Posted by: Steven Levine | Feb 4, 2008 1:31:55 PM

Seems to me, the whole point of the movie has to do with human stupidity. Why did that idiot go back to the scene of the massacre, I kept asking myself when I read the book and kept shouting to myself when I saw the movie? That dying Mexican would never have been able to i.d. him. Think of Ulysses Everett McGill and you can't help but think of pure dumb luck. Same for the Steve Buscemi character in Fargo—except his luck was bad. Ditto for the poor bar owner in Blood Simple and the Tom Hanks character in Ladykillers. And there's no need even to mention poor Hi in Raising Arizona.
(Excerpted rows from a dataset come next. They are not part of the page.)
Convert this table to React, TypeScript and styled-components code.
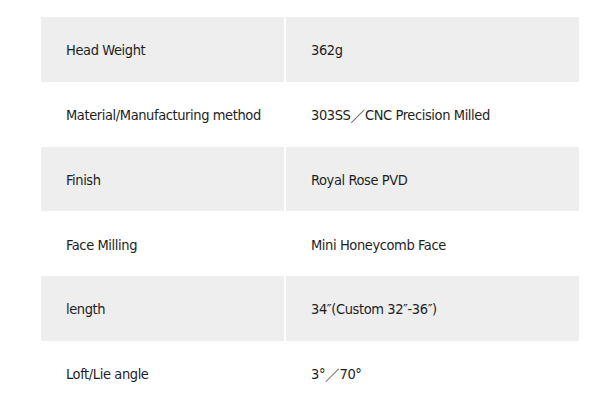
import { Fragment } from "react";
import styled, { createGlobalStyle } from "styled-components";

const GlobalStyle = createGlobalStyle`
  body {
    margin: 0;
    background: #fff;
    font-family: "DejaVu Sans Condensed", "DejaVu Sans", "Noto Sans CJK JP", sans-serif;
    font-stretch: condensed;
    color: #1e1e1e;
  }
`;

const Wrapper = styled.div`
  padding: 17px 18px 0 41px;
`;

const Table = styled.div`
  display: grid;
  grid-template-columns: 243px 293px;
  column-gap: 2px;
`;

const Cell = styled.div<{ $shaded: boolean }>`
  height: 64.75px;
  display: flex;
  align-items: center;
  padding: 2px 0 0 25px;
  box-sizing: border-box;
  background: ${(p) => (p.$shaded ? "#eeeeee" : "#ffffff")};
  font-size: 14.5px;
  letter-spacing: -0.4px;
  white-space: nowrap;
`;

const Slash = styled.span`
  font-family: "Noto Sans CJK JP", sans-serif;
  font-weight: 300;
  letter-spacing: 0;
`;

const specs: [string, React.ReactNode][] = [
  ["Head Weight", "362g"],
  [
    "Material/Manufacturing method",
    <>
      303SS<Slash>／</Slash>CNC Precision Milled
    </>,
  ],
  ["Finish", "Royal Rose PVD"],
  ["Face Milling", "Mini Honeycomb Face"],
  ["length", "34″(Custom 32″-36″)"],
  [
    "Loft/Lie angle",
    <>
      3°<Slash>／</Slash>70°
    </>,
  ],
];

const App = () => {
  return (
    <>
      <GlobalStyle />
      <Wrapper>
        <Table>
          {specs.map(([label, value], i) => (
            <Fragment key={i}>
              <Cell $shaded={i % 2 === 0}>{label}</Cell>
              <Cell $shaded={i % 2 === 0}>{value}</Cell>
            </Fragment>
          ))}
        </Table>
      </Wrapper>
    </>
  );
};

export default App;
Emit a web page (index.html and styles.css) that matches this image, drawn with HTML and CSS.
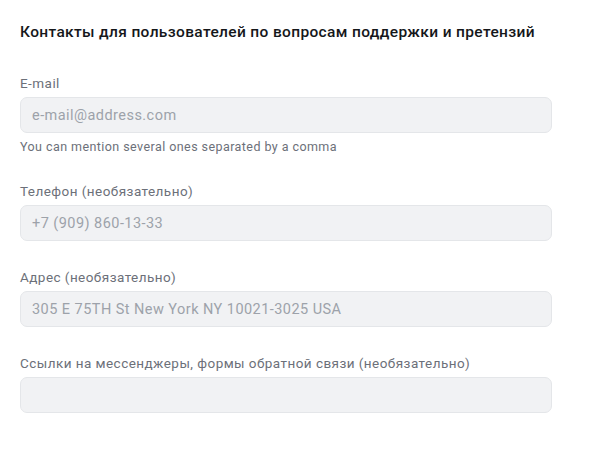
FILE: index.html
```html
<!DOCTYPE html>
<html lang="ru">
<head>
  <meta charset="utf-8" />
  <meta name="viewport" content="width=device-width, initial-scale=1" />
  <title>Контакты</title>
  <link rel="stylesheet" href="styles.css">
</head>
<body>
  <div class="section">
    <h2 class="section-title">Контакты для пользователей по вопросам поддержки и претензий</h2>

    <div class="field">
      <label for="email">E-mail</label>
      <input id="email" type="text" placeholder="e-mail@address.com" />
      <p class="hint">You can mention several ones separated by a comma</p>
    </div>

    <div class="field">
      <label for="phone">Телефон (необязательно)</label>
      <input id="phone" type="text" placeholder="+7 (909) 860-13-33" />
    </div>

    <div class="field">
      <label for="address">Адрес (необязательно)</label>
      <input id="address" type="text" placeholder="305 E 75TH St New York NY 10021-3025 USA" />
    </div>

    <div class="field">
      <label for="links">Ссылки на мессенджеры, формы обратной связи (необязательно)</label>
      <input id="links" type="text" />
    </div>
  </div>
</body>
</html>
```

FILE: styles.css
```css
body {
  font-family: Roboto, "Liberation Sans", Arial, sans-serif;
  background: #ffffff;
  margin: 0;
  padding: 22px 20px;
  color: #1d2024;
}
.section {
  width: 532px;
  display: flex;
  flex-direction: column;
  gap: 28px;
}
.section-title {
  margin: 0 0 5px;
  font-size: 15.5px;
  line-height: 20px;
  font-weight: 500;
  letter-spacing: 0.35px;
  color: #15171a;
  white-space: nowrap;
}
.field {
  display: flex;
  flex-direction: column;
}
label {
  font-size: 13.5px;
  line-height: 16px;
  letter-spacing: 0.45px;
  color: #6c7079;
  margin-bottom: 6px;
}
input[type="text"] {
  box-sizing: border-box;
  width: 100%;
  height: 36px;
  padding: 0 11px;
  font-family: inherit;
  font-size: 14.5px;
  letter-spacing: 0.45px;
  color: #1d2024;
  background: #f1f2f4;
  border: 1px solid #e4e6e9;
  border-radius: 7px;
  outline: none;
}
input::placeholder {
  color: #9da2aa;
}
.hint {
  margin: 6px 0 0;
  font-size: 12.5px;
  line-height: 16px;
  letter-spacing: 0.43px;
  color: #6c7079;
}
```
The point being: if you're stupid, you've got no control over your fate. The Dude lucks out, though poor Donny doesn't. My personal favorite, Barton Fink, doesn't readily fall into this pattern. Barton seems wise, mainly to the call of beauty—tho' beauty, in the person of Audrey, may be dumb (or even allegorical, as there's some question whether all this transpires in Barton's imagination).

This theme of stubborn stupidity appears in J.M. Coetzee's Disgrace when David Lurie refuses to take a compromise and stand for his own defense. Can't wait to see the movie!